Education and social work together had nearly 1,000 job losses, English 440, media and journalism 235, performing arts 230, languages 225 and law 215.
The British Academy’s analysis also found that regional cold spots were accelerating, and some subjects were now virtually impossible to access at less selective universities.
Students with lower predicted grades cannot study theology in many parts of the UK, while classics is not available outside the Russell Group in north and south-west England.
There are very few language degrees with below average entry requirements in south-west, north and east England and the East Midlands. Language staff cuts and course closures were concentrated in south-east England, the analysis found.
With more than 1,000 further job losses proposed at Russell Group universities, including Exeter, Nottingham, Edinburgh and Glasgow, these cold spots will only increase.
“Universities will be central to achieving the regional growth aspirations of our new prime minister, but they are suffering a major financial emergency,” Shah said.
“The result is greater inequalities, fewer opportunities for students and the gradual erosion of the world-leading research our economy, democracy and global standing rely on.
“The alarm bells are ringing, and policymakers should treat these findings as a wake-up call before more lasting damage is done.”
Justine Greening, the former Conservative education secretary who made social mobility in education a priority while in office, said: “Having a range of university courses accessible to a wide range of students from all backgrounds is essential for social mobility, especially for students now staying closer to home to do their degree, due to cost of living pressures.
“While courses respond to changing student demand, universities need to take real care that cuts avoid having a detrimental impact on choices for students from more deprived backgrounds.”
Jo Grady, the general secretary of the University and College Union, said: “Humanities are being extinguished by university bosses across the country, and we are now rapidly heading towards a situation where academic institutions as we’ve known them for centuries will no longer exist.
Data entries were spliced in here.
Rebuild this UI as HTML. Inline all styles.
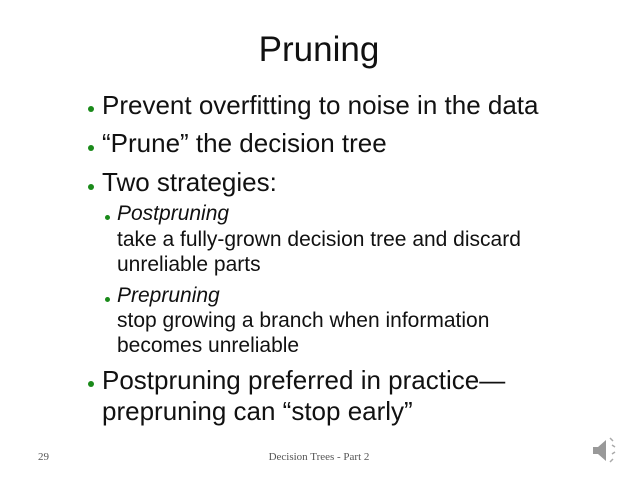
<!DOCTYPE html>
<html><head><meta charset="utf-8"><style>
body{margin:0;width:638px;height:479px;background:#fff;position:relative;overflow:hidden;font-family:"Liberation Sans",sans-serif;color:#111}
.l{position:absolute;white-space:nowrap;line-height:1}
.b{position:absolute;border-radius:50%;background:#1a8a1a}
.t{font-size:26px}
.s{font-size:21px}
.f{font-family:"Liberation Serif",serif;font-size:11px;color:#555}
</style></head><body>
<div class="l" style="left:0;width:638px;text-align:center;top:32px;font-size:35px">Pruning</div>

<div class="b" style="left:88px;top:106px;width:6px;height:6px"></div>
<div class="l t" style="left:102px;top:92px">Prevent overfitting to noise in the data</div>
<div class="b" style="left:88px;top:145px;width:6px;height:6px"></div>
<div class="l t" style="left:102px;top:130px">“Prune” the decision tree</div>
<div class="b" style="left:88px;top:184px;width:6px;height:6px"></div>
<div class="l t" style="left:102px;top:169px">Two strategies:</div>

<div class="b" style="left:105px;top:215px;width:5px;height:5px"></div>
<div class="l s" style="left:117px;top:203px;font-style:italic">Postpruning</div>
<div class="l s" style="left:117px;top:229px">take a fully-grown decision tree and discard</div>
<div class="l s" style="left:117px;top:254px">unreliable parts</div>
<div class="b" style="left:105px;top:297px;width:5px;height:5px"></div>
<div class="l s" style="left:117px;top:285px;font-style:italic">Prepruning</div>
<div class="l s" style="left:117px;top:310px">stop growing a branch when information</div>
<div class="l s" style="left:117px;top:335px">becomes unreliable</div>

<div class="b" style="left:88px;top:381px;width:6px;height:6px"></div>
<div class="l t" style="left:102px;top:367px">Postpruning preferred in practice—</div>
<div class="l t" style="left:102px;top:398px">prepruning can “stop early”</div>

<div class="l f" style="left:38px;top:452px">29</div>
<div class="l f" style="left:0;width:638px;text-align:center;top:452px">Decision Trees - Part 2</div>
<svg style="position:absolute;left:590px;top:430px" width="40" height="40" viewBox="0 0 40 40">
<polygon points="3,17 8,17 16,10 16,31 8,24 3,24" fill="#999"/>
<g stroke="#aaa" stroke-width="1.5" fill="none"><path d="M20,8 l3,3"/><path d="M22,15 l3,2"/><path d="M22,24 l3,-2"/><path d="M20,32 l3,-3"/></g>
</svg>
</body></html>
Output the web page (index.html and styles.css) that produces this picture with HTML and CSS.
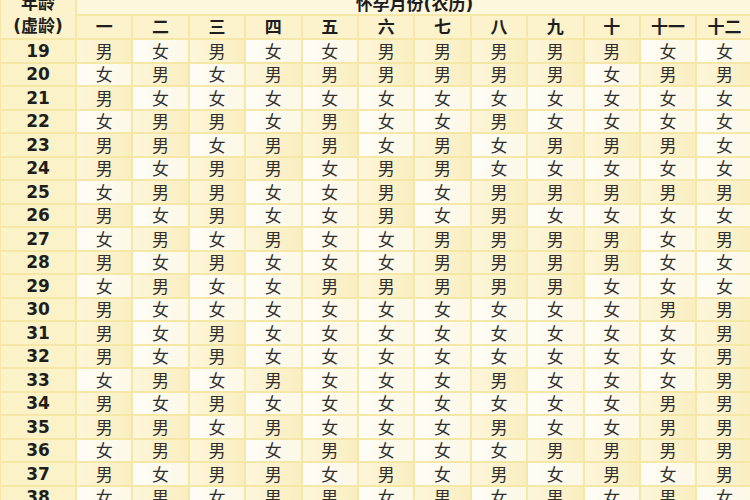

What kind of legacy is that for a government meant to be reversing national decline?
“We desperately need to see a different approach from the new prime minister, with an emergency rescue package to stop the death-rattle of Britain’s great universities.”
Vivienne Stern, the chief executive of Universities UK, which represents 142 institutions, said financial pressures were forcing universities into difficult decisions.
But she added: “We should be collectively concerned about a reduction in the pipeline of humanities graduates and the cold spots in knowledge it creates. In an age of AI, we’ll value the understanding of how humans think and act more, not less, in the future.”
A Department for Education spokesperson said: “Universities are independent from government and are responsible for managing their own finances, but we are committed to creating a secure future for our world-leading universities so they can deliver for students, taxpayers and the economy.
“We have taken action to put the sector on a secure financial footing, including raising the maximum cap on tuition fees annually and refocusing the Office for Students to support universities’ financial stability.
“Through our ambitious reforms announced in the post-16 education and skills white paper we will restore universities as engines of growth, aspiration and opportunity.”